▶ [Web page code records]:
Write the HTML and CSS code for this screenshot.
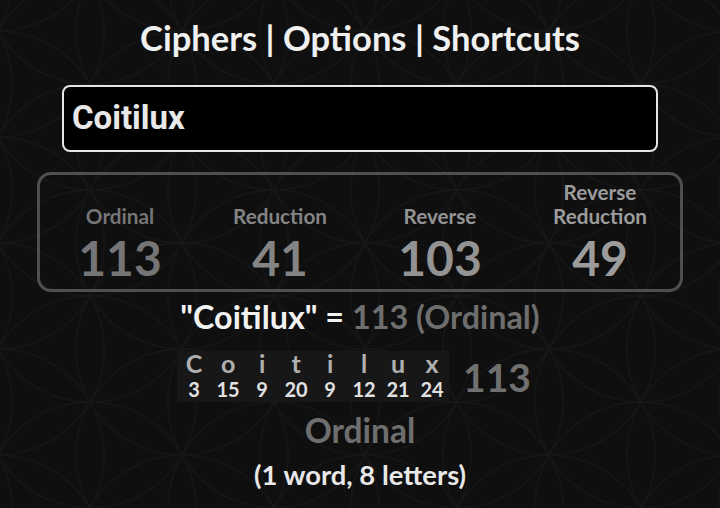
FILE: index.html
```html
<!DOCTYPE html>
<html lang="en">
<head>
<meta charset="utf-8">
<title>Gematria</title>
<link rel="stylesheet" href="styles.css">
</head>
<body>
<main class="page">
  <nav class="menu">Ciphers | Options | Shortcuts</nav>
  <input class="phrase" type="text" value="Coitilux">
  <section class="ciphers">
    <div class="cipher c1"><span class="label">Ordinal</span><span class="value">113</span></div>
    <div class="cipher c2"><span class="label">Reduction</span><span class="value">41</span></div>
    <div class="cipher c3"><span class="label">Reverse</span><span class="value">103</span></div>
    <div class="cipher c4"><span class="label">Reverse<br>Reduction</span><span class="value">49</span></div>
  </section>
  <p class="result"><span class="quote">"Coitilux" =</span> <span class="dim">113 (Ordinal)</span></p>
  <div class="breakdown">
    <div class="letters">
      <div class="cell"><span class="ch">C</span><span class="num">3</span></div>
      <div class="cell"><span class="ch">o</span><span class="num">15</span></div>
      <div class="cell"><span class="ch">i</span><span class="num">9</span></div>
      <div class="cell"><span class="ch">t</span><span class="num">20</span></div>
      <div class="cell"><span class="ch">i</span><span class="num">9</span></div>
      <div class="cell"><span class="ch">l</span><span class="num">12</span></div>
      <div class="cell"><span class="ch">u</span><span class="num">21</span></div>
      <div class="cell"><span class="ch">x</span><span class="num">24</span></div>
    </div>
    <span class="total">113</span>
  </div>
  <p class="cipher-name">Ordinal</p>
  <p class="count">(1 word, 8 letters)</p>
</main>
</body>
</html>
```
FILE: styles.css
```css
html, body {
  margin: 0;
  padding: 0;
  height: 100%;
}
body {
  background-color: #0f0f0f;
  background-image: url("data:image/svg+xml,%3Csvg xmlns='http://www.w3.org/2000/svg' width='183.6' height='106' viewBox='0 0 183.6 106'%3E%3Cg fill='none' stroke='%23161616' stroke-width='1.3'%3E%3Ccircle cx='0' cy='-106' r='106'/%3E%3Ccircle cx='0' cy='0' r='106'/%3E%3Ccircle cx='0' cy='106' r='106'/%3E%3Ccircle cx='0' cy='212' r='106'/%3E%3Ccircle cx='183.6' cy='-106' r='106'/%3E%3Ccircle cx='183.6' cy='0' r='106'/%3E%3Ccircle cx='183.6' cy='106' r='106'/%3E%3Ccircle cx='183.6' cy='212' r='106'/%3E%3Ccircle cx='91.8' cy='-159' r='106'/%3E%3Ccircle cx='91.8' cy='-53' r='106'/%3E%3Ccircle cx='91.8' cy='53' r='106'/%3E%3Ccircle cx='91.8' cy='159' r='106'/%3E%3Ccircle cx='-91.8' cy='-53' r='106'/%3E%3Ccircle cx='-91.8' cy='53' r='106'/%3E%3Ccircle cx='-91.8' cy='159' r='106'/%3E%3Ccircle cx='275.4' cy='-53' r='106'/%3E%3Ccircle cx='275.4' cy='53' r='106'/%3E%3Ccircle cx='275.4' cy='159' r='106'/%3E%3C/g%3E%3C/svg%3E");
  background-size: 183.6px 106px;
  background-position: 90px 84px;
  font-family: Lato, "Open Sans", sans-serif;
  color: #eeeeee;
  overflow: hidden;
}
.page {
  display: flex;
  flex-direction: column;
  align-items: center;
  padding-top: 17px;
}
.menu {
  font-size: 34.5px;
  font-weight: 700;
  line-height: 41px;
  color: #f0f0f0;
}
.phrase {
  margin-top: 27px;
  box-sizing: border-box;
  width: 596px;
  height: 67px;
  border: 2px solid #e6e6e6;
  border-radius: 8px;
  background: #000;
  color: #e8e8e8;
  font-family: Roboto, "Liberation Sans", sans-serif;
  font-weight: 700;
  font-size: 33px;
  padding: 0 0 2px 8px;
  outline: none;
}
.ciphers {
  margin-top: 20px;
  box-sizing: border-box;
  width: 646px;
  height: 120px;
  border: 3px solid #4f4f4f;
  border-radius: 14px;
  display: grid;
  grid-template-columns: repeat(4, 1fr);
  padding: 3px 0 0;
}
.cipher {
  display: flex;
  flex-direction: column;
  justify-content: flex-end;
  align-items: center;
  text-align: center;
  padding-bottom: 7px;
}
.label {
  font-size: 20.7px;
  font-weight: 700;
  line-height: 24px;
}
.value {
  font-size: 48px;
  font-weight: 700;
  line-height: 48px;
  margin-top: 6px;
}
.c1 { color: #757575; }
.c2 { color: #848484; }
.c3 { color: #939393; }
.c4 { color: #9c9c9c; }
.result {
  margin: 6px 0 0;
  font-size: 32.3px;
  font-weight: 700;
  line-height: 38px;
}
.quote { color: #f2f2f2; }
.dim { color: #6e6e6e; }
.breakdown {
  margin-top: 15px;
  display: flex;
  align-items: center;
  gap: 14px;
  margin-left: -12px;
}
.letters {
  display: flex;
  background: #171717;
}
.cell {
  width: 34px;
  display: flex;
  flex-direction: column;
  align-items: center;
}
.ch {
  font-size: 25px;
  font-weight: 700;
  line-height: 25px;
  color: #b0b0b0;
}
.num {
  font-size: 20px;
  font-weight: 700;
  line-height: 26px;
  color: #e0e0e0;
}
.total {
  font-size: 39px;
  font-weight: 700;
  color: #707070;
  line-height: 46px;
}
.cipher-name {
  margin: 9px 0 0;
  font-size: 33.5px;
  font-weight: 700;
  line-height: 38px;
  color: #6e6e6e;
}
.count {
  margin: 10px 0 0;
  font-size: 27.4px;
  font-weight: 700;
  line-height: 32px;
  color: #e8e8e8;
}
```
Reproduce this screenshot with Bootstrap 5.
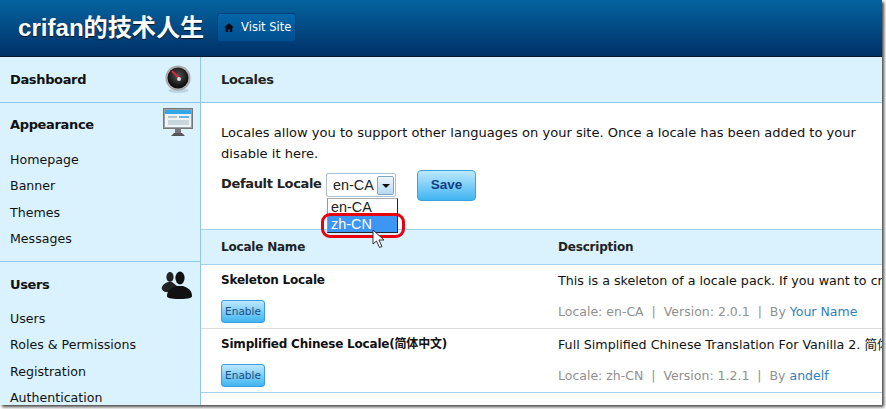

▶ [Requirement]: Gather each line from the listing above that holds "screenshot".

▶ [The response]:
Write the HTML and CSS code for this screenshot.
Reproduce this screenshot with Bootstrap 5.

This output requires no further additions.